RegEx Visual Explainer
Dissect any regular expression into color-coded, plain-English building blocks and watch it match your test string live.
The Complete Guide to Regular Expressions
Regular expressions look cryptic at first glance, but every symbol has a precise, learnable purpose. This tool translates each raw token into plain English so you understand exactly what a pattern does before deploying it in production code, a form validator, or a data pipeline.
How to Use This Tool
Paste or type any regular expression into the RegEx Construction Zone on the left. The Token Dissection Board instantly breaks the pattern into labeled, color-coded blocks: Anchors in red, Quantifiers in orange, Character Classes in green, Capture Groups in blue, and Literals and escapes in gray. Toggle the g (global), i (case-insensitive), and m (multiline) flags to watch match results change in real time in the Live Match Viewer on the left output pane.

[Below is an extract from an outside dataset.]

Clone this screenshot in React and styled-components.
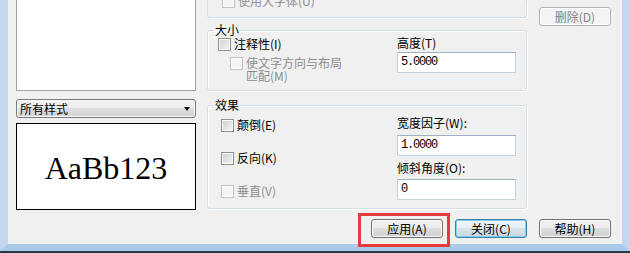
import React from "react";
import styled, { createGlobalStyle } from "styled-components";

const GlobalStyle = createGlobalStyle`
  html, body {
    margin: 0;
    padding: 0;
    overflow: hidden;
    background: #2b3947;
  }
  body {
    font-family: "Noto Sans CJK SC", "Liberation Sans", sans-serif;
    font-size: 12px;
    color: #000;
  }
`;

const Window = styled.div`
  width: 630px;
  height: 253px;
  box-sizing: border-box;
  border-bottom: 2px solid #2b3947;
`;

const Frame = styled.div`
  height: 251px;
  box-sizing: border-box;
  border-left: 8px solid #c3d7ee;
  border-right: 8px solid #c3d7ee;
  border-bottom: 7px solid #a9cbe9;
  background: #f0f0f0;
  padding: 0 11px 0 8px;
  display: flex;
  flex-direction: column;
`;

const Body = styled.div`
  display: grid;
  grid-template-columns: 180px 320px 73px;
  column-gap: 11px;
  height: 209px;
`;

const Column = styled.div`
  display: flex;
  flex-direction: column;
  align-items: ${(p) => (p.$end ? "flex-end" : "stretch")};
  min-width: 0;
`;

/* left column */
const ListBox = styled.div`
  height: 91px;
  box-sizing: border-box;
  background: #fff;
  border: 1px solid #a3a3a3;
  border-top: none;
`;

const Combo = styled.div`
  margin-top: 8px;
  height: 19px;
  box-sizing: border-box;
  border: 1px solid #7a7a7a;
  border-radius: 3px;
  background: linear-gradient(#f3f3f3 0%, #ececec 50%, #dedede 50%, #d2d2d2 100%);
  box-shadow: inset 0 0 0 1px #fafafa;
  display: flex;
  align-items: center;
  justify-content: space-between;
  padding: 0 5px 0 3px;
  line-height: 17px;
`;

const Arrow = styled.span`
  width: 0;
  height: 0;
  border-left: 3.5px solid transparent;
  border-right: 3.5px solid transparent;
  border-top: 4px solid #000;
  margin-top: 1px;
`;

const Preview = styled.div`
  margin-top: 5px;
  height: 87px;
  box-sizing: border-box;
  border: 1px solid #000;
  background: #fff;
  display: flex;
  align-items: center;
  justify-content: center;
  font-family: "Liberation Serif", serif;
  font-size: 32px;
  padding-top: 3px;
`;

/* middle column */
const GroupTail = styled.div`
  height: 18px;
  box-sizing: border-box;
  border: 1px solid #d5dfe5;
  border-top: none;
  border-radius: 0 0 3px 3px;
  box-shadow: 1px 1px 0 #fff;
  overflow: hidden;
  padding-left: 14px;
`;

const Group = styled.fieldset`
  margin: ${(p) => p.$top}px 0 0;
  padding: 0 10px 0 ${(p) => p.$left}px;
  height: ${(p) => p.$h}px;
  box-sizing: border-box;
  border: 1px solid #d5dfe5;
  border-radius: 3px;
  box-shadow: inset 1px 1px 0 #fff, 1px 1px 0 #fff;
  display: grid;
  grid-template-columns: 1fr 119px;
  min-width: 0;
`;

const Legend = styled.legend`
  margin-left: ${(p) => p.$shift}px;
  padding: 0 1px;
  line-height: 12px;
  height: 12px;
`;

const Checks = styled.div`
  display: flex;
  flex-direction: column;
  gap: ${(p) => p.$gap || 0}px;
  padding-top: ${(p) => p.$top || 0}px;
`;

const CheckRow = styled.div`
  display: flex;
  align-items: ${(p) => (p.$multi ? "flex-start" : "center")};
  gap: 3px;
  line-height: ${(p) => (p.$multi ? 13 : 16)}px;
  margin-left: ${(p) => p.$indent || 0}px;
  margin-top: ${(p) => p.$mt || 0}px;
  color: ${(p) => (p.$disabled ? "#8d8d8d" : "#000")};
  white-space: nowrap;
`;

const Lines = styled.span`
  display: flex;
  flex-direction: column;
`;

const Box = styled.span`
  flex: none;
  width: 13px;
  height: 13px;
  box-sizing: border-box;
  margin-top: ${(p) => p.$mt || 0}px;
  border: 1px solid ${(p) => (p.$disabled ? "#c2c2c2" : "#8e8f8f")};
  background: ${(p) =>
    p.$disabled
      ? "#f4f4f4"
      : "linear-gradient(135deg, #cfcfcf 0%, #e6e6e6 60%, #f4f4f4 100%)"};
  box-shadow: inset 0 0 0 1px #fbfbfb;
`;

const Fields = styled.div`
  display: flex;
  flex-direction: column;
`;

const Label = styled.div`
  line-height: 14px;
  height: 14px;
  margin-top: ${(p) => p.$mt || 0}px;
  white-space: nowrap;
`;

const Input = styled.div`
  margin-top: ${(p) => p.$mt || 0}px;
  height: 21px;
  box-sizing: border-box;
  border: 1px solid #c5d2e0;
  border-top-color: #9fb0c3;
  background: #fff;
  padding-left: 3px;
  font-family: "Liberation Mono", monospace;
  font-size: 12px;
  letter-spacing: -1.2px;
  line-height: 19px;
`;

/* buttons */
const Button = styled.div`
  width: 72px;
  height: 19px;
  box-sizing: border-box;
  border-radius: 3px;
  border: 1px solid #707070;
  background: linear-gradient(#f2f2f2 0%, #ebebeb 50%, #dddddd 50%, #cfcfcf 100%);
  box-shadow: inset 0 0 0 1px #fcfcfc;
  display: flex;
  align-items: center;
  justify-content: center;
  line-height: 17px;
  white-space: nowrap;

  ${(p) =>
    p.$disabled &&
    `
    border-color: #adb2b5;
    background: #f4f4f4;
    color: #838383;
  `}

  ${(p) =>
    p.$default &&
    `
    border-color: #3c7fb1;
    background: linear-gradient(#f0f7fb 0%, #e6eef3 50%, #d8e2e9 50%, #cbd7e0 100%);
    box-shadow: inset 0 0 0 1px #7fd0f2;
  `}
`;

const DeleteButton = styled(Button)`
  margin-top: 7px;
`;

const ButtonRow = styled.div`
  margin-top: 10px;
  display: flex;
  justify-content: flex-end;
  gap: 12px;
`;

const Highlight = styled.div`
  position: relative;

  &::after {
    content: "";
    position: absolute;
    top: -6px;
    left: -13px;
    right: -7px;
    bottom: -9px;
    border: 3px solid #e53b3e;
    pointer-events: none;
  }
`;

export default function App() {
  return (
    <>
      <GlobalStyle />
      <Window>
        <Frame>
          <Body>
            <Column>
              <ListBox />
              <Combo>
                <span>所有样式</span>
                <Arrow />
              </Combo>
              <Preview>AaBb123</Preview>
            </Column>

            <Column>
              <GroupTail>
                <CheckRow $disabled style={{ marginTop: -7 }}>
                  <Box $disabled />
                  <span>使用大字体(U)</span>
                </CheckRow>
              </GroupTail>

              <Group $top={6} $h={67} $left={10}>
                <Legend $shift={-4}>大小</Legend>
                <Checks>
                  <CheckRow>
                    <Box />
                    <span>注释性(I)</span>
                  </CheckRow>
                  <CheckRow $multi $disabled $indent={12} $mt={4}>
                    <Box $disabled $mt={1} />
                    <Lines>
                      <span>使文字方向与布局</span>
                      <span>匹配(M)</span>
                    </Lines>
                  </CheckRow>
                </Checks>
                <Fields>
                  <Label>高度(T)</Label>
                  <Input $mt={2}>5.0000</Input>
                </Fields>
              </Group>

              <Group $top={8} $h={110} $left={13}>
                <Legend $shift={-7}>效果</Legend>
                <Checks $top={6} $gap={17}>
                  <CheckRow>
                    <Box />
                    <span>颠倒(E)</span>
                  </CheckRow>
                  <CheckRow>
                    <Box />
                    <span>反向(K)</span>
                  </CheckRow>
                  <CheckRow $disabled>
                    <Box $disabled />
                    <span>垂直(V)</span>
                  </CheckRow>
                </Checks>
                <Fields>
                  <Label $mt={5}>宽度因子(W):</Label>
                  <Input $mt={5}>1.0000</Input>
                  <Label $mt={5}>倾斜角度(O):</Label>
                  <Input $mt={4}>0</Input>
                </Fields>
              </Group>
            </Column>

            <Column $end>
              <DeleteButton $disabled>删除(D)</DeleteButton>
            </Column>
          </Body>

          <ButtonRow>
            <Highlight>
              <Button>应用(A)</Button>
            </Highlight>
            <Button $default>关闭(C)</Button>
            <Button>帮助(H)</Button>
          </ButtonRow>
        </Frame>
      </Window>
    </>
  );
}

If your regex has a syntax error, such as an unclosed parenthesis or invalid escape, a red error banner appears immediately below the input and the visualizer pauses safely. No page reload needed - just fix the typo and the tool recovers instantly.

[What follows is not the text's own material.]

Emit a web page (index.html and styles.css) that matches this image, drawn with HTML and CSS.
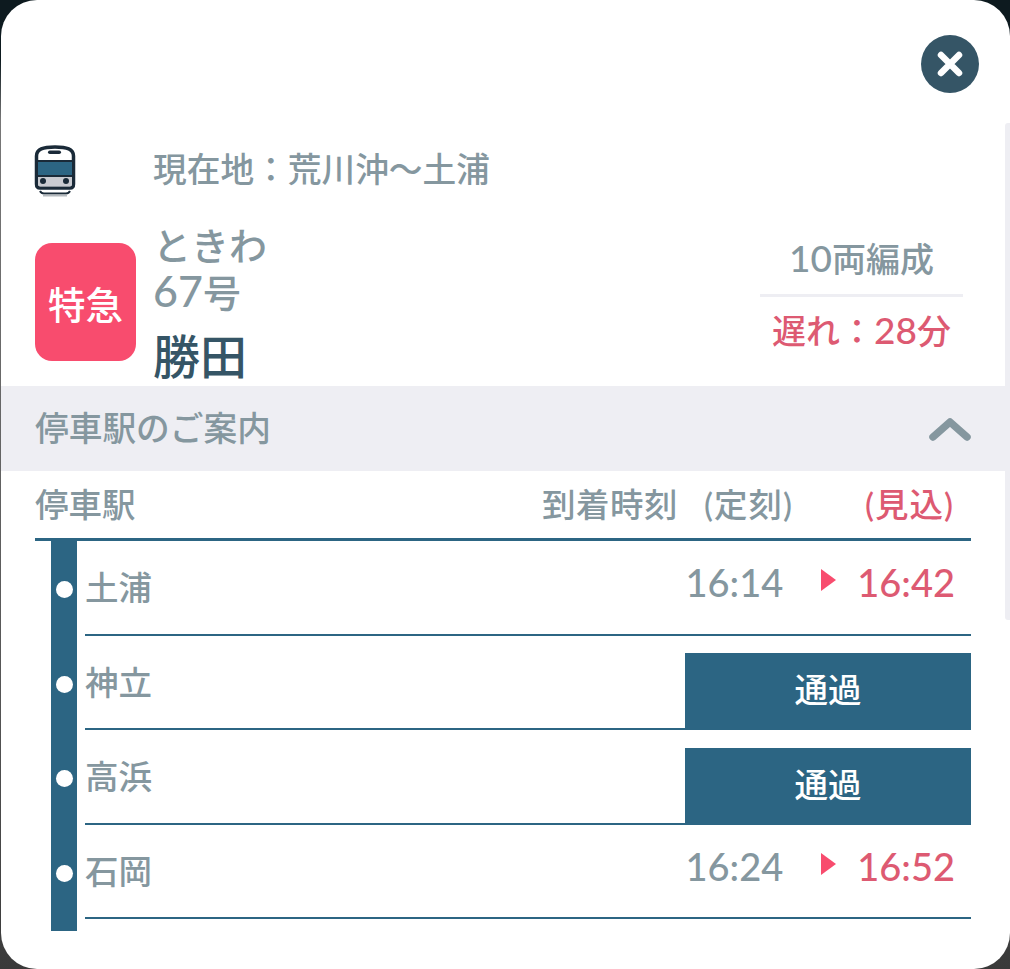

Why Regular Expressions Matter
RegEx is one of the most portable tools a developer can master. The same syntax works across JavaScript, Python, Ruby, Go, Java, PHP, and dozens of other languages, plus command-line tools like grep, sed, and awk. A solid grasp of regex lets you validate input, parse log files, extract structured data from unstructured text, perform bulk find-and-replace operations in any editor, and build search and filter features without heavy dependencies.
Understanding the Color Palette
The syntax palette is not decorative. Anchors (red) are positional markers that match a location rather than a character. Quantifiers (orange) appear after a token and dictate repetition. Character classes (green) define an accepted pool of characters for one position in the string. Capture groups (blue) both group sub-patterns for structure and save the matched substring for later extraction or substitution. Literals and escape sequences (gray) match exact characters with no special engine behavior. In the Live Match Viewer, matched substrings cycle through those same five colors for each successive match, creating a direct visual link between the pattern logic and the result.
Reading the Default Email Pattern
The pre-filled pattern ^([a-zA-Z0-9_\-\.]+)@([a-zA-Z0-9_\-\.]+)\.([a-zA-Z]{2,5})$ works as follows. The ^ anchor pins the match to the start of the string. The first capture group ([a-zA-Z0-9_\-\.]+) matches one or more characters that are letters, digits, underscores, hyphens, or periods, which covers the local part of an email address. The literal @ character must follow. The second capture group matches the domain name using the same character set. The escaped \. matches a literal period separating the domain from the extension. The third capture group ([a-zA-Z]{2,5}) requires between 2 and 5 uppercase or lowercase letters for the TLD. The $ anchor pins the match to the end of the string, preventing any trailing junk.